Your reply should be a single number: how many lines contain the string "styles".

§ **Records with interface code**:
>> start

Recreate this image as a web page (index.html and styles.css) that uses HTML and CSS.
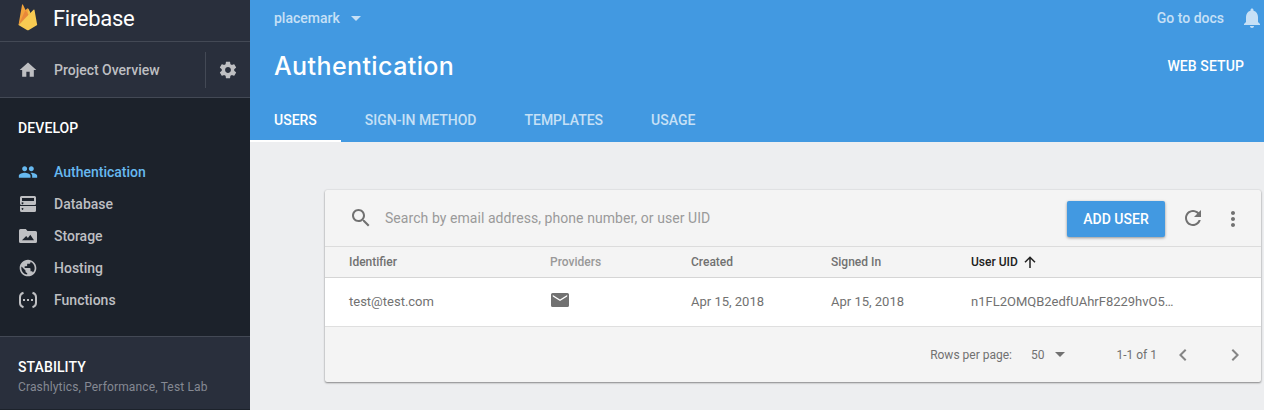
FILE: index.html
```html
<!DOCTYPE html>
<html lang="en">
<head>
<meta charset="utf-8">
<title>Firebase Authentication</title>
<link rel="stylesheet" href="styles.css">
</head>
<body>
<div class="app">
  <aside class="sidebar">
    <div class="brand">
      <svg class="brand-logo" width="20" height="27" viewBox="0 0 20 27">
        <path fill="#f2a43c" d="M.5 21 4 1q.3-1.200 1-.2L7.500 6 9.300 4.500q.4-.6.9 0L12 8.500z"/>
        <path fill="#e8883a" d="M.5 21 7.500 6l3.400 5.800z"/>
        <path fill="#f5c04a" d="M10 5.500q.3-.9.800 0l1.600 3.500-2.200 3.400z"/>
        <path fill="#f8cb52" d="M.5 21 15.500 5.800q.8-.6 1 .3L19.200 21l-8.300 5q-1 .6-2 0z"/>
      </svg>
      <span class="brand-name">Firebase</span>
    </div>
    <div class="project">
      <a class="project-link">
        <svg class="icon20" viewBox="0 0 24 24"><path d="M10 20v-6h4v6h5v-8h3L12 3 2 12h3v8z"/></svg>
        <span>Project Overview</span>
      </a>
      <div class="project-settings">
        <svg class="icon20" viewBox="0 0 24 24"><path d="M19.430 12.980c.04-.32.07-.64.07-.98s-.03-.66-.07-.98l2.110-1.650c.19-.15.24-.42.12-.64l-2-3.460c-.12-.22-.39-.3-.61-.22l-2.490 1c-.52-.4-1.080-.73-1.690-.98l-.38-2.650C14.460 2.180 14.250 2 14 2h-4c-.25 0-.46.18-.49.42l-.38 2.650c-.61.25-1.170.59-1.690.98l-2.490-1c-.23-.09-.49 0-.61.22l-2 3.460c-.13.22-.07.49.12.64l2.110 1.650c-.04.32-.07.65-.07.98s.03.66.07.98l-2.110 1.650c-.19.15-.24.42-.12.64l2 3.460c.12.22.39.3.61.22l2.490-1c.52.4 1.080.73 1.690.98l.38 2.650c.03.24.24.42.49.42h4c.25 0 .46-.18.49-.42l.38-2.650c.61-.25 1.170-.59 1.690-.98l2.490 1c.23.09.49 0 .61-.22l2-3.460c.12-.22.07-.49-.12-.64l-2.110-1.650zM12 15.500c-1.930 0-3.500-1.570-3.500-3.500s1.570-3.500 3.500-3.500 3.500 1.570 3.500 3.500-1.570 3.500-3.500 3.500z"/></svg>
      </div>
    </div>
    <nav class="nav">
      <h2 class="nav-title">DEVELOP</h2>
      <a class="nav-item active">
        <svg class="icon20" viewBox="0 0 24 24"><path d="M16 11c1.660 0 2.990-1.340 2.990-3S17.660 5 16 5s-3 1.340-3 3 1.340 3 3 3zm-8 0c1.660 0 2.990-1.340 2.990-3S9.660 5 8 5 5 6.340 5 8s1.340 3 3 3zm0 2c-2.330 0-7 1.170-7 3.500V19h14v-2.500c0-2.330-4.670-3.500-7-3.500zm8 0c-.29 0-.62.02-.97.05 1.160.84 1.970 1.970 1.970 3.450V19h6v-2.500c0-2.330-4.670-3.500-7-3.500z"/></svg>
        <span>Authentication</span>
      </a>
      <a class="nav-item">
        <svg class="icon20" viewBox="0 0 20 20"><path fill-rule="evenodd" d="M3.500 2h13A1.500 1.500 0 0 1 18 3.500V9.500a1.500 1.500 0 0 1-1.500 1.500h-13A1.500 1.500 0 0 1 2 9.500V3.500A1.500 1.500 0 0 1 3.500 2zm.5 2v3h12V4zM4.500 8.300a.9.9 0 1 0 .01 0zM2 12h16v4.500a1.500 1.500 0 0 1-1.500 1.500h-13A1.500 1.500 0 0 1 2 16.500zm2.500 2a.9.9 0 1 0 .01 0z"/></svg>
        <span>Database</span>
      </a>
      <a class="nav-item">
        <svg class="icon20" viewBox="0 0 20 20"><path fill-rule="evenodd" d="M2.500 3h5.300L9.500 5h8A1.500 1.500 0 0 1 19 6.500v9a1.500 1.500 0 0 1-1.500 1.500h-15A1.500 1.500 0 0 1 1 15.500v-11A1.500 1.500 0 0 1 2.500 3zM4 14.200h12l-3.700-5.400-2.400 3.100-1.700-1.900z"/></svg>
        <span>Storage</span>
      </a>
      <a class="nav-item">
        <svg class="icon20" viewBox="0 0 24 24"><path d="M12 2C6.480 2 2 6.480 2 12s4.480 10 10 10 10-4.480 10-10S17.520 2 12 2zm-1 17.930c-3.950-.49-7-3.850-7-7.930 0-.62.08-1.210.21-1.790L9 15v1c0 1.100.9 2 2 2v1.930zm6.900-2.540c-.26-.81-1-1.390-1.900-1.390h-1v-3c0-.55-.45-1-1-1H8v-2h2c.55 0 1-.45 1-1V7h2c1.100 0 2-.9 2-2v-.41c2.930 1.190 5 4.060 5 7.410 0 2.080-.8 3.970-2.100 5.390z"/></svg>
        <span>Hosting</span>
      </a>
      <a class="nav-item">
        <svg class="icon20" viewBox="0 0 20 20"><path fill="none" stroke="currentColor" stroke-width="2" d="M5.500 2.800Q2 4 2 7v6q0 3 3.500 4.200M14.500 2.800Q18 4 18 7v6q0 3-3.500 4.200"/><path d="M5 9h2v2H5zM9 9h2v2H9zM13 9h2v2h-2z"/></svg>
        <span>Functions</span>
      </a>
    </nav>
    <div class="stability">
      <h2 class="stability-title">STABILITY</h2>
      <p class="stability-text">Crashlytics, Performance, Test Lab</p>
    </div>
  </aside>
  <main class="main">
    <header class="header">
      <div class="topbar">
        <div class="project-name"><span>placemark</span><svg width="10" height="5" viewBox="0 0 10 5"><path d="M0 0h10L5 5z"/></svg></div>
        <div class="top-actions"><span>Go to docs</span><svg class="icon24" viewBox="0 0 24 24"><path d="M12 22c1.100 0 2-.9 2-2h-4c0 1.100.89 2 2 2zm6-6v-5c0-3.070-1.640-5.640-4.500-6.320V4c0-.83-.67-1.500-1.500-1.500s-1.500.67-1.500 1.500v.68C7.630 5.360 6 7.920 6 11v5l-2 2v1h16v-1l-2-2z"/></svg></div>
      </div>
      <div class="title-row">
        <h1 class="title">Authentication</h1>
        <span class="web-setup">WEB SETUP</span>
      </div>
      <div class="tabs">
        <a class="tab selected">USERS</a>
        <a class="tab">SIGN-IN METHOD</a>
        <a class="tab">TEMPLATES</a>
        <a class="tab">USAGE</a>
      </div>
    </header>
    <section class="content">
      <div class="card">
        <div class="toolbar">
          <svg class="icon24" viewBox="0 0 24 24"><path d="M15.500 14h-.79l-.28-.27C15.410 12.590 16 11.110 16 9.500 16 5.910 13.090 3 9.500 3S3 5.910 3 9.500 5.910 16 9.500 16c1.610 0 3.090-.59 4.230-1.570l.27.28v.79l5 4.990L20.490 19l-4.990-5zm-6 0C7.010 14 5 11.990 5 9.500S7.010 5 9.500 5 14 7.010 14 9.500 11.990 14 9.500 14z"/></svg>
          <span class="search-text">Search by email address, phone number, or user UID</span>
          <span class="add-user">ADD USER</span>
          <svg class="icon24" viewBox="0 0 24 24"><path d="M17.650 6.350C16.200 4.900 14.210 4 12 4c-4.420 0-7.990 3.580-7.990 8s3.570 8 7.990 8c3.730 0 6.840-2.550 7.730-6h-2.080c-.82 2.330-3.040 4-5.650 4-3.310 0-6-2.690-6-6s2.690-6 6-6c1.660 0 3.140.69 4.220 1.780L13 11h7V4l-2.350 2.350z"/></svg>
          <svg class="icon24 more" viewBox="0 0 24 24"><path d="M12 8c1.100 0 2-.9 2-2s-.9-2-2-2-2 .9-2 2 .9 2 2 2zm0 2c-1.100 0-2 .9-2 2s.9 2 2 2 2-.9 2-2-.9-2-2-2zm0 6c-1.100 0-2 .9-2 2s.9 2 2 2 2-.9 2-2-.9-2-2-2z"/></svg>
        </div>
        <div class="row row-head">
          <span>Identifier</span>
          <span class="muted">Providers</span>
          <span>Created</span>
          <span>Signed In</span>
          <span class="sorted"><span>User UID</span><svg width="12" height="12" viewBox="0 0 12 12"><path fill="none" stroke="currentColor" stroke-width="1.500" d="M6 12V1.500M1 6.200l5-5 5 5"/></svg></span>
        </div>
        <div class="row row-body">
          <span class="email">test@test.com</span>
          <span class="provider"><svg width="18" height="14" viewBox="0 0 18 14"><path fill-rule="evenodd" d="M1.600 0h14.800Q18 0 18 1.600v10.800q0 1.600-1.600 1.600H1.600Q0 14 0 12.400V1.600Q0 0 1.600 0zM1.800 1.900v1.700L9 8.100l7.200-4.500V1.900L9 6.400z"/></svg></span>
          <span>Apr 15, 2018</span>
          <span>Apr 15, 2018</span>
          <span class="uid">n1FL2OMQB2edfUAhrF8229hvO5…</span>
        </div>
        <div class="footer">
          <span class="rows-label">Rows per page:</span>
          <span class="rows-count">50</span>
          <svg class="caret" width="10" height="5" viewBox="0 0 10 5"><path d="M0 0h10L5 5z"/></svg>
          <span class="range">1-1 of 1</span>
          <svg class="chevron" width="8" height="12" viewBox="0 0 8 12"><path fill="none" stroke="currentColor" stroke-width="2" d="M6.700.7 1.400 6l5.300 5.300"/></svg>
          <svg class="chevron next" width="8" height="12" viewBox="0 0 8 12"><path fill="none" stroke="currentColor" stroke-width="2" d="M1.300.7 6.600 6l-5.300 5.300"/></svg>
        </div>
      </div>
    </section>
  </main>
</div>
</body>
</html>
```
FILE: styles.css
```css
* { box-sizing: border-box; }
body {
  margin: 0;
  font-family: Roboto, sans-serif;
  background: #edeef0;
  overflow: hidden;
}
h1, h2, p { margin: 0; font-weight: 500; }
svg { fill: currentColor; flex: none; display: block; }
span, a { white-space: nowrap; }
.icon20 { width: 20px; height: 20px; }
.icon24 { width: 24px; height: 24px; }
.app { display: flex; height: 410px; }

.sidebar {
  width: 250px;
  flex: none;
  display: flex;
  flex-direction: column;
  background: #292f3c;
  color: #bebfc2;
  font-size: 14px;
  font-weight: 500;
}
.brand {
  height: 42px;
  flex: none;
  display: flex;
  border-bottom: 1px solid #434955;
  padding: 4px 0 0 18px;
}
.brand-name {
  margin: 0 0 0 15px;
  font-size: 22px;
  line-height: 29px;
  font-weight: 400;
  letter-spacing: -.3px;
  color: #fff;
}
.project {
  height: 56px;
  flex: none;
  display: flex;
  align-items: center;
  border-bottom: 1px solid #434955;
}
.project-link {
  display: flex;
  align-items: center;
  gap: 16px;
  width: 205px;
  padding-left: 18px;
}
.project-settings {
  height: 36px;
  border-left: 1px solid #434955;
  display: flex;
  align-items: center;
  padding-left: 12px;
}
.nav {
  height: 238px;
  flex: none;
  background: #1c222b;
  padding: 20px 18px 0;
}
.nav-title { font-size: 14px; line-height: 20px; letter-spacing: .1px; color: #fff; margin-bottom: 18px; }
.nav-item { display: flex; align-items: center; gap: 16px; height: 32px; }
.nav-item.active { color: #67b9f0; }
.stability {
  flex: 1;
  border-top: 1px solid #434955;
  border-bottom: 1px solid #1c222b;
  padding: 20px 18px 0;
}
.stability-title { font-size: 14px; line-height: 20px; letter-spacing: .1px; color: #fff; }
.stability-text { font-size: 12px; line-height: 20px; font-weight: 400; letter-spacing: .15px; color: #858993; white-space: nowrap; }

.main { flex: 1; min-width: 0; }
.header {
  height: 142px;
  background: #4299e1;
  color: #fff;
  font-size: 14px;
  font-weight: 500;
  display: flex;
  flex-direction: column;
}
.topbar {
  height: 36px;
  display: flex;
  align-items: center;
  justify-content: space-between;
  padding-left: 24px;
  color: #c6e0f6;
}
.project-name { display: flex; align-items: center; gap: 11px; }
.top-actions { display: flex; align-items: center; gap: 16px; }
.title-row {
  height: 60px;
  display: flex;
  align-items: center;
  justify-content: space-between;
  padding: 0 20px 0 24px;
}
.web-setup { letter-spacing: .1px; }
.title { font-family: Inter, sans-serif; font-size: 25px; line-height: 32px; letter-spacing: .4px; }
.tabs { height: 46px; display: flex; }
.tab { padding: 14px 24px 0; line-height: 20px; color: #c6e0f6; }
.tab.selected { color: #fff; border-bottom: 2px solid #fff; }

.content { padding: 48px 3px 0 75px; }
.card {
  height: 192px;
  background: #f4f4f4;
  color: #717171;
  border-radius: 2px;
  box-shadow: 0 1px 2px rgba(0, 0, 0, .42), 0 0 2px rgba(0, 0, 0, .12);
}
.toolbar {
  height: 57px;
  display: flex;
  align-items: center;
  border-bottom: 1px solid #dcdcdc;
  padding: 0 16px 0 24px;
}
.search-text { flex: 1; padding-left: 12px; font-size: 14px; letter-spacing: .06px; color: #9a9a9a; }
.add-user {
  width: 98px;
  height: 36px;
  margin: 2px 16px 0 0;
  border-radius: 2px;
  background: #4299e1;
  color: #fff;
  font-size: 14px;
  line-height: 36px;
  font-weight: 500;
  text-align: center;
  box-shadow: 0 1px 3px rgba(0, 0, 0, .4);
}
.more { margin-left: 16px; margin-top: 2px; }
.row {
  display: grid;
  grid-template-columns: 201px 141px 140px 140px 1fr;
  align-items: center;
  padding-left: 24px;
}
.row-head { height: 31px; border-bottom: 1px solid #d5d5d5; font-size: 12px; font-weight: 500; }
.muted { color: #999; }
.sorted { display: flex; align-items: center; gap: 6px; color: #212121; }
.row-body { height: 49px; padding-bottom: 1px; background: #fff; border-bottom: 1px solid #dfdfdf; font-size: 13px; }
.provider { padding: 0 0 3px 1px; }
.footer {
  height: 55px;
  display: flex;
  align-items: center;
  justify-content: flex-end;
  font-size: 12px;
  padding: 0 22px 0 0;
}
.rows-count { margin-left: 19px; }
.caret { margin-left: 11px; }
.range { margin-left: 51px; }
.chevron { margin-left: 22px; color: #858585; }
.chevron.next { margin-left: 44px; }
```
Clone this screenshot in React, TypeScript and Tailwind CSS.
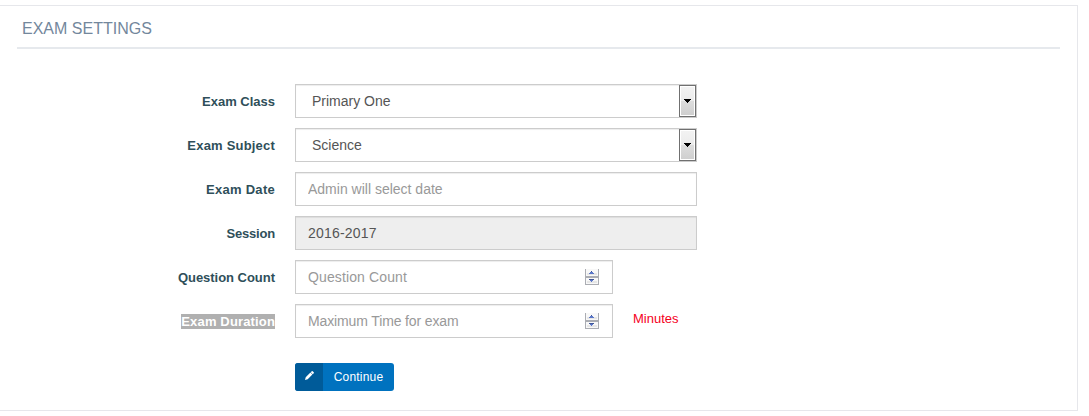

>> end

§ **Task solution**:
3